Kosinsky picked up the paper and read the names. “You’re too busy?” he asked.
“Yes,” she lied. She felt bad about bringing him into this, but she couldn’t afford to bring suspicion on herself, not right now.
He read the names and smiled. “If I get you the stuff on these people, will you have dinner with me?”
Maggie slapped her hand on her desktop. “Do you ever quit?”
Kosinsky gave her an innocent look. “Moi?”
• • •
Two hours later, she was on the phone trying to explain to an irate police chief in Port Chester, New York why nobody at Project Seahawk had followed up on a report of suspicious boating activity he had made several days earlier.
“You’re telling me it’s this POTUS visit?” the chief demanded.
“Yessir.”
“Tell the sonofabitch to stay in Washington and let people do their jobs.”
“I’ll pass that on, sir,” Maggie said.
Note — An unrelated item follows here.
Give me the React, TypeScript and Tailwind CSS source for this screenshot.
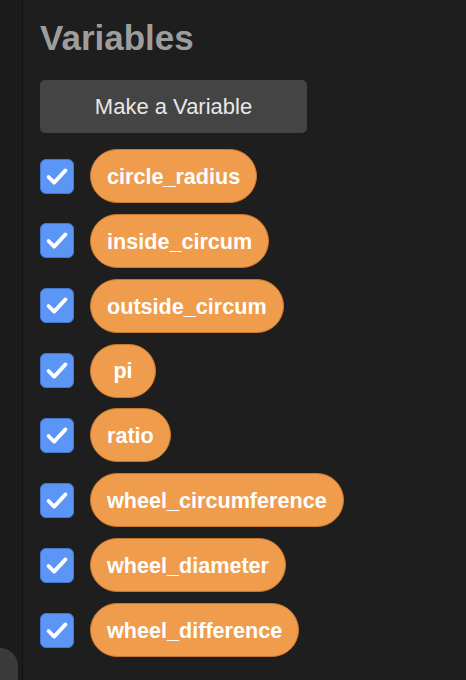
import React from "react";

const vars = [
  "circle_radius",
  "inside_circum",
  "outside_circum",
  "pi",
  "ratio",
  "wheel_circumference",
  "wheel_diameter",
  "wheel_difference",
];

function Check() {
  return (
    <div className="w-[34px] h-[35px] shrink-0 rounded-[6px] bg-[#5b96f6] border border-[#4678d0] flex items-center justify-center">
      <svg width="34" height="35" viewBox="0 0 34 35">
        <path d="M8 18 L14 24 L26 11" fill="none" stroke="#ffffff" strokeWidth="4" strokeLinecap="round" strokeLinejoin="round" />
      </svg>
    </div>
  );
}

export default function App() {
  return (
    <div
      className="w-[466px] h-[680px] bg-[#1e1e1e] flex overflow-hidden relative"
      style={{ fontFamily: '"Liberation Sans", Arial, sans-serif' }}
    >
      <div className="w-[23px] h-full bg-[#1b1b1b] border-r border-[#111111] shrink-0" />
      <div className="flex flex-col pl-[17px] pt-[20px]">
        <div className="text-[35px] leading-none font-bold text-[#9d9d9d]">Variables</div>
        <div className="mt-[25px] w-[267px] h-[53px] rounded-[5px] bg-[#444444] flex items-center justify-center text-[22px] text-[#e8e8e8]">
          Make a Variable
        </div>
        <div className="mt-[16px] flex flex-col gap-[10.86px]">
          {vars.map((v) => (
            <div key={v} className="flex items-center gap-[16px]">
              <Check />
              <div className="h-[54px] min-w-[66px] px-[16px] pt-[2px] rounded-full bg-[#f09c4d] border border-[#c8782f] flex items-center justify-center text-[21.6px] font-bold text-white">
                {v}
              </div>
            </div>
          ))}
        </div>
      </div>
      <div className="absolute left-0 bottom-0 w-[18px] h-[32px] rounded-tr-[18px] bg-[#3a3a3a]" />
    </div>
  );
}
She hung up as Steve Kosinsky stepped into her cubicle waving a sheaf of papers.
“Yes?”
“Here’s what you asked for.”
He looked over his shoulder then sat in the chair beside her desk. “Want to tell me what’s going on?” he said in a low voice.
Maggie held out her hand. “May I see what you got?”
Kosinsky handed her the papers. Prescott Biddle’s report was on top. She skimmed it, seeing that he’d spent two years at a Tennessee bible college before transferring to Harvard. From there he’d done two years of divinity study at an evangelical seminary and then attended M.I.T.’s Sloan School. Afterward, he’d worked at several different money management firms until starting Genesis Advisors. He made large donations to ultra-conservative causes and served on several corporate boards and on the national board of a church called the New Jerusalem Fellowship.